→ Task statement
Write out the data below in full, unchanged, minus the images.

-*-

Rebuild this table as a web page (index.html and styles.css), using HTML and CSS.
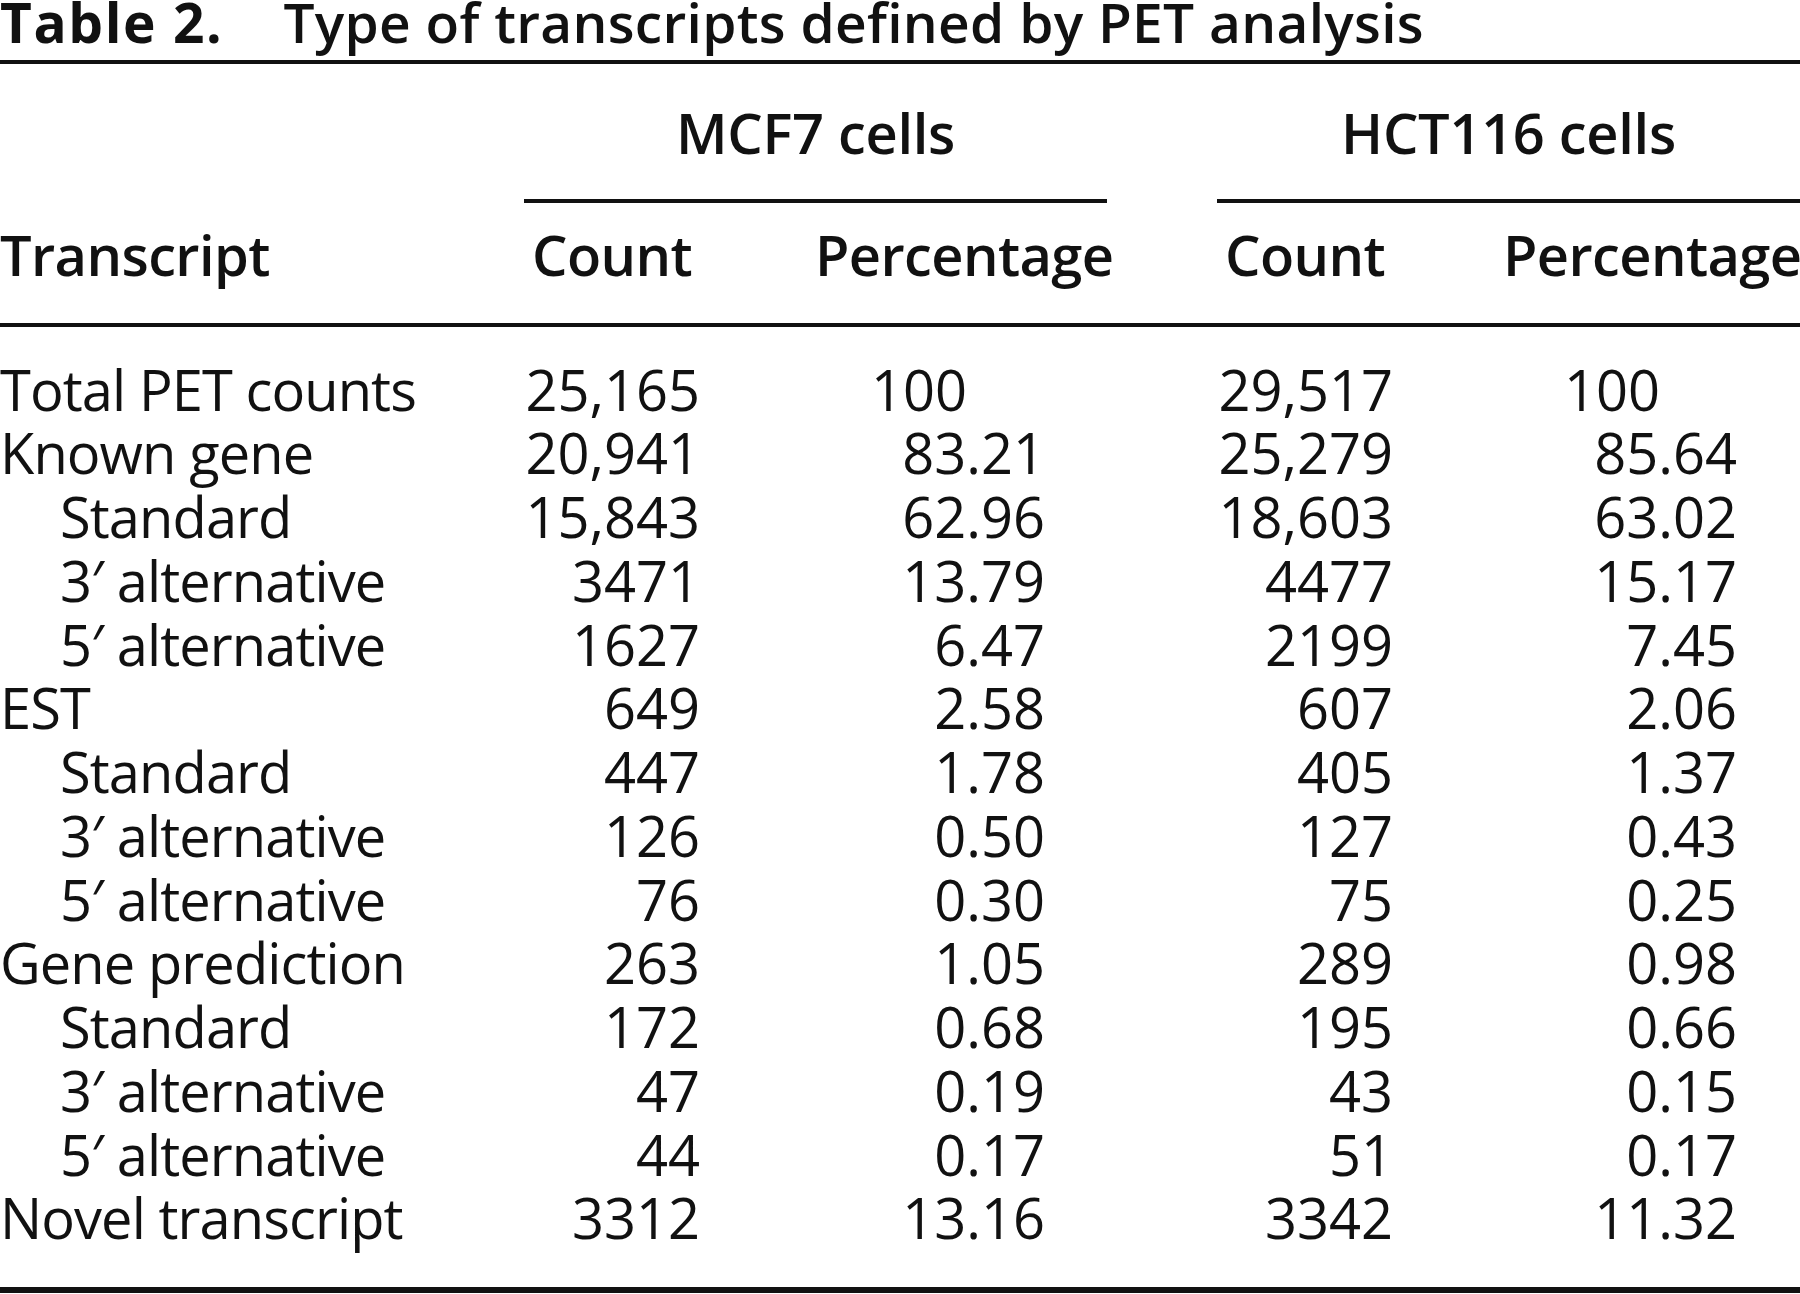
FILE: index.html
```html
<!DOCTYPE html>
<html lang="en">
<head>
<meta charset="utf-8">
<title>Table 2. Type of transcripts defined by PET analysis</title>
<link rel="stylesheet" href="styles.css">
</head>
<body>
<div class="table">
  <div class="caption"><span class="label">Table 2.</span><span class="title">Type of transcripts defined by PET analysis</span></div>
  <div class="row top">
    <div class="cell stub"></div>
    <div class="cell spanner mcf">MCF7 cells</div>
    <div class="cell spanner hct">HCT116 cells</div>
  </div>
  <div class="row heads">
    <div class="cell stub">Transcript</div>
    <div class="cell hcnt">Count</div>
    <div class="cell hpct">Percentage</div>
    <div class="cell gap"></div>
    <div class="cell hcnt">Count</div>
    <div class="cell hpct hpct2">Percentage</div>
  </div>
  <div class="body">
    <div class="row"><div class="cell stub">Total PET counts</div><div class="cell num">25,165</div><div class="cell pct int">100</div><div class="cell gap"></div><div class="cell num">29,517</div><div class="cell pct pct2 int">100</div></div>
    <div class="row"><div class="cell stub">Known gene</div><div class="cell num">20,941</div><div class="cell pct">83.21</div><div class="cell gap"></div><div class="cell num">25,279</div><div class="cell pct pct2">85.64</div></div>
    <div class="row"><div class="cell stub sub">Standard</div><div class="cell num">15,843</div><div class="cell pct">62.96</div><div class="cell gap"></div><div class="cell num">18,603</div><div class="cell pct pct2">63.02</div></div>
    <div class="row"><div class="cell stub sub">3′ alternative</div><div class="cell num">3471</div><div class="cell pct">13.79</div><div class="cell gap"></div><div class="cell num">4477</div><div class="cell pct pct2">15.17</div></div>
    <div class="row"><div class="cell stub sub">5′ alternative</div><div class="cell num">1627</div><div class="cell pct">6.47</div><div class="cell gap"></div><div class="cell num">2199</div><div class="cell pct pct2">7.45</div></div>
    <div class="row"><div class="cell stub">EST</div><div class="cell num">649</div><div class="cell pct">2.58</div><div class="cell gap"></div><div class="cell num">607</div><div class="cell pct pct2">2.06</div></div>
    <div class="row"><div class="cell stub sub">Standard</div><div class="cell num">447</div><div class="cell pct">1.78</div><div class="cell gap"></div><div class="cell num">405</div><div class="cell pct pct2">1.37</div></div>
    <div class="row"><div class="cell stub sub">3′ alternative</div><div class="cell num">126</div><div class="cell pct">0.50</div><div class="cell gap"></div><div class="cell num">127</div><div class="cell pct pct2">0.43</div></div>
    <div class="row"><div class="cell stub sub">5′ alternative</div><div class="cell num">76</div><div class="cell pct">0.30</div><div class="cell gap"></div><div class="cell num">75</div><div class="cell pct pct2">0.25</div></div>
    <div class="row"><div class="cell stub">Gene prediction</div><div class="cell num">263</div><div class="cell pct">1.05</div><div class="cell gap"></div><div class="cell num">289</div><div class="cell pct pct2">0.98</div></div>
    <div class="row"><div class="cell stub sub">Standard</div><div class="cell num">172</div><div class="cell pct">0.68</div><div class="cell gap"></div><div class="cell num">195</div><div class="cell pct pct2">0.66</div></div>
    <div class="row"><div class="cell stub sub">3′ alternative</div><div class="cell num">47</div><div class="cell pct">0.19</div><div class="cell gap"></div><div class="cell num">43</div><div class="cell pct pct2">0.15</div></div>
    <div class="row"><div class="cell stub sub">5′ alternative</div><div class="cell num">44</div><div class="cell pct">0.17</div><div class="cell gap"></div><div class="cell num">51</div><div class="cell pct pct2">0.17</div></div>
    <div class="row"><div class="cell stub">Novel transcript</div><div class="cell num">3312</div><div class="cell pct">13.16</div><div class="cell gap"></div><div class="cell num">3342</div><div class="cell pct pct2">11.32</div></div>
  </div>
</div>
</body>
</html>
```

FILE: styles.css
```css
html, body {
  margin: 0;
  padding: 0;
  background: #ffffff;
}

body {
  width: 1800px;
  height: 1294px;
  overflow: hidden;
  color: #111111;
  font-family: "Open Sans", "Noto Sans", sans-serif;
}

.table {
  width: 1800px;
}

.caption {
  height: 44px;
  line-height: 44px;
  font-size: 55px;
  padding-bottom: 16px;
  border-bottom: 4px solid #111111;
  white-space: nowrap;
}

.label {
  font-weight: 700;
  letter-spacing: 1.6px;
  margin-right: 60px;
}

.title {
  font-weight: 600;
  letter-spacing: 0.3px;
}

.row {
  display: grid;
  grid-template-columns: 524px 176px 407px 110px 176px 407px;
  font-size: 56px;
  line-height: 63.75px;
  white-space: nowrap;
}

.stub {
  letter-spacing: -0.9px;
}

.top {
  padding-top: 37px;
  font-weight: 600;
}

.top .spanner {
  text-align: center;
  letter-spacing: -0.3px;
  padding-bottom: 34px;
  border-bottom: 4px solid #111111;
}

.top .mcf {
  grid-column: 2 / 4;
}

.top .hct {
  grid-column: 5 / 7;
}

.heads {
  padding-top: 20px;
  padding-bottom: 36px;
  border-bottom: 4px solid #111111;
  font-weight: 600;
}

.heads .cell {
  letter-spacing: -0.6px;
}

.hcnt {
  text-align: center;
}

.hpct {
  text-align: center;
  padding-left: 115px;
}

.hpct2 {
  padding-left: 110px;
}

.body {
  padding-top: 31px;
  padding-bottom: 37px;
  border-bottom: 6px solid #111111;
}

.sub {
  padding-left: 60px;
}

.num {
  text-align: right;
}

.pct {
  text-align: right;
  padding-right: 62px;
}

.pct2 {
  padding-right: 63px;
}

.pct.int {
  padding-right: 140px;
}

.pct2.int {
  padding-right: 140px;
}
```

-*-

→ Solution to this exercise
Rebuild this table as a web page (index.html and styles.css), using HTML and CSS.
FILE: index.html
```html
<!DOCTYPE html>
<html lang="en">
<head>
<meta charset="utf-8">
<title>Table 2. Type of transcripts defined by PET analysis</title>
<link rel="stylesheet" href="styles.css">
</head>
<body>
<div class="table">
  <div class="caption"><span class="label">Table 2.</span><span class="title">Type of transcripts defined by PET analysis</span></div>
  <div class="row top">
    <div class="cell stub"></div>
    <div class="cell spanner mcf">MCF7 cells</div>
    <div class="cell spanner hct">HCT116 cells</div>
  </div>
  <div class="row heads">
    <div class="cell stub">Transcript</div>
    <div class="cell hcnt">Count</div>
    <div class="cell hpct">Percentage</div>
    <div class="cell gap"></div>
    <div class="cell hcnt">Count</div>
    <div class="cell hpct hpct2">Percentage</div>
  </div>
  <div class="body">
    <div class="row"><div class="cell stub">Total PET counts</div><div class="cell num">25,165</div><div class="cell pct int">100</div><div class="cell gap"></div><div class="cell num">29,517</div><div class="cell pct pct2 int">100</div></div>
    <div class="row"><div class="cell stub">Known gene</div><div class="cell num">20,941</div><div class="cell pct">83.21</div><div class="cell gap"></div><div class="cell num">25,279</div><div class="cell pct pct2">85.64</div></div>
    <div class="row"><div class="cell stub sub">Standard</div><div class="cell num">15,843</div><div class="cell pct">62.96</div><div class="cell gap"></div><div class="cell num">18,603</div><div class="cell pct pct2">63.02</div></div>
    <div class="row"><div class="cell stub sub">3′ alternative</div><div class="cell num">3471</div><div class="cell pct">13.79</div><div class="cell gap"></div><div class="cell num">4477</div><div class="cell pct pct2">15.17</div></div>
    <div class="row"><div class="cell stub sub">5′ alternative</div><div class="cell num">1627</div><div class="cell pct">6.47</div><div class="cell gap"></div><div class="cell num">2199</div><div class="cell pct pct2">7.45</div></div>
    <div class="row"><div class="cell stub">EST</div><div class="cell num">649</div><div class="cell pct">2.58</div><div class="cell gap"></div><div class="cell num">607</div><div class="cell pct pct2">2.06</div></div>
    <div class="row"><div class="cell stub sub">Standard</div><div class="cell num">447</div><div class="cell pct">1.78</div><div class="cell gap"></div><div class="cell num">405</div><div class="cell pct pct2">1.37</div></div>
    <div class="row"><div class="cell stub sub">3′ alternative</div><div class="cell num">126</div><div class="cell pct">0.50</div><div class="cell gap"></div><div class="cell num">127</div><div class="cell pct pct2">0.43</div></div>
    <div class="row"><div class="cell stub sub">5′ alternative</div><div class="cell num">76</div><div class="cell pct">0.30</div><div class="cell gap"></div><div class="cell num">75</div><div class="cell pct pct2">0.25</div></div>
    <div class="row"><div class="cell stub">Gene prediction</div><div class="cell num">263</div><div class="cell pct">1.05</div><div class="cell gap"></div><div class="cell num">289</div><div class="cell pct pct2">0.98</div></div>
    <div class="row"><div class="cell stub sub">Standard</div><div class="cell num">172</div><div class="cell pct">0.68</div><div class="cell gap"></div><div class="cell num">195</div><div class="cell pct pct2">0.66</div></div>
    <div class="row"><div class="cell stub sub">3′ alternative</div><div class="cell num">47</div><div class="cell pct">0.19</div><div class="cell gap"></div><div class="cell num">43</div><div class="cell pct pct2">0.15</div></div>
    <div class="row"><div class="cell stub sub">5′ alternative</div><div class="cell num">44</div><div class="cell pct">0.17</div><div class="cell gap"></div><div class="cell num">51</div><div class="cell pct pct2">0.17</div></div>
    <div class="row"><div class="cell stub">Novel transcript</div><div class="cell num">3312</div><div class="cell pct">13.16</div><div class="cell gap"></div><div class="cell num">3342</div><div class="cell pct pct2">11.32</div></div>
  </div>
</div>
</body>
</html>
```

FILE: styles.css
```css
html, body {
  margin: 0;
  padding: 0;
  background: #ffffff;
}

body {
  width: 1800px;
  height: 1294px;
  overflow: hidden;
  color: #111111;
  font-family: "Open Sans", "Noto Sans", sans-serif;
}

.table {
  width: 1800px;
}

.caption {
  height: 44px;
  line-height: 44px;
  font-size: 55px;
  padding-bottom: 16px;
  border-bottom: 4px solid #111111;
  white-space: nowrap;
}

.label {
  font-weight: 700;
  letter-spacing: 1.6px;
  margin-right: 60px;
}

.title {
  font-weight: 600;
  letter-spacing: 0.3px;
}

.row {
  display: grid;
  grid-template-columns: 524px 176px 407px 110px 176px 407px;
  font-size: 56px;
  line-height: 63.75px;
  white-space: nowrap;
}

.stub {
  letter-spacing: -0.9px;
}

.top {
  padding-top: 37px;
  font-weight: 600;
}

.top .spanner {
  text-align: center;
  letter-spacing: -0.3px;
  padding-bottom: 34px;
  border-bottom: 4px solid #111111;
}

.top .mcf {
  grid-column: 2 / 4;
}

.top .hct {
  grid-column: 5 / 7;
}

.heads {
  padding-top: 20px;
  padding-bottom: 36px;
  border-bottom: 4px solid #111111;
  font-weight: 600;
}

.heads .cell {
  letter-spacing: -0.6px;
}

.hcnt {
  text-align: center;
}

.hpct {
  text-align: center;
  padding-left: 115px;
}

.hpct2 {
  padding-left: 110px;
}

.body {
  padding-top: 31px;
  padding-bottom: 37px;
  border-bottom: 6px solid #111111;
}

.sub {
  padding-left: 60px;
}

.num {
  text-align: right;
}

.pct {
  text-align: right;
  padding-right: 62px;
}

.pct2 {
  padding-right: 63px;
}

.pct.int {
  padding-right: 140px;
}

.pct2.int {
  padding-right: 140px;
}
```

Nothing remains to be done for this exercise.